Chilean politician and sociologist

Rodolfo Rafael Carter Fernández (born 6 June 1971) is a Chilean politician.

From 2011 to 2024, Carter served as mayor of the La Florida commune in the capital city Santiago. Similarly, he was a member of the conservative party Independent Democratic Union (UDI), from 1999 to 2015.

By 2023 he managed to become part of the mayors with influence at the national level. Despite his disassociation with the UDI, in 2018, the party's president, Jacqueline van Rysselberghe, described him as one of the most important militants who have resigned.

==Biography==
He is the son of Jorge Carter Caneo and Gloria Fernández Cruz. He has a younger brother, Congressman Álvaro Carter.

In 1977, his family moved to La Florida. Rodolfo Carter studied at the Salesian School of Macul and later joined Pontifical Catholic University of Chile (PUC) School of Law, graduating in 1998. His father died during his final year of studies.

==Political career==
His first encounter with politics came during his time in the High School, where he became president of his Student Council in the 1980s.
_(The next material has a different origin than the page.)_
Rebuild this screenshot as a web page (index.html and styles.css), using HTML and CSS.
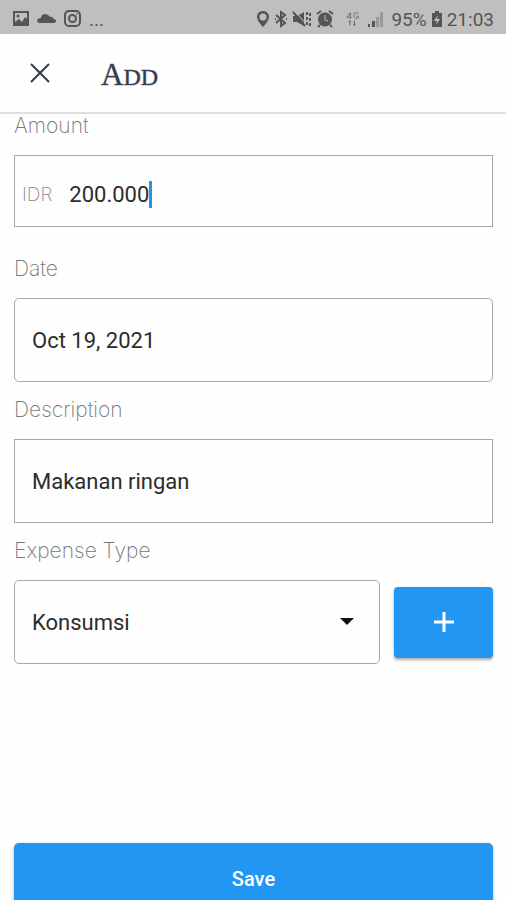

In 1997, Carter participated in Rodrigo Álvarez Zenteno's parliamentary campaign and, after his election, worked as a legislative advisor. During that time, he traveled to Punta Arenas for three months, where he taught commercial law at various universities.

He thus joined the Independent Democratic Union (UDI), which nominated him as a councilor for La Florida in the 2000 municipal elections, where he was elected for three consecutive terms.

In 2011, following the resignation of La Florida Mayor, Jorge Gajardo, he assumed that position on an interim basis, and in the 2012 municipal elections he was ratified in the municipal seat, defeating former councilor Gonzalo Duarte from the Christian Democratic Party.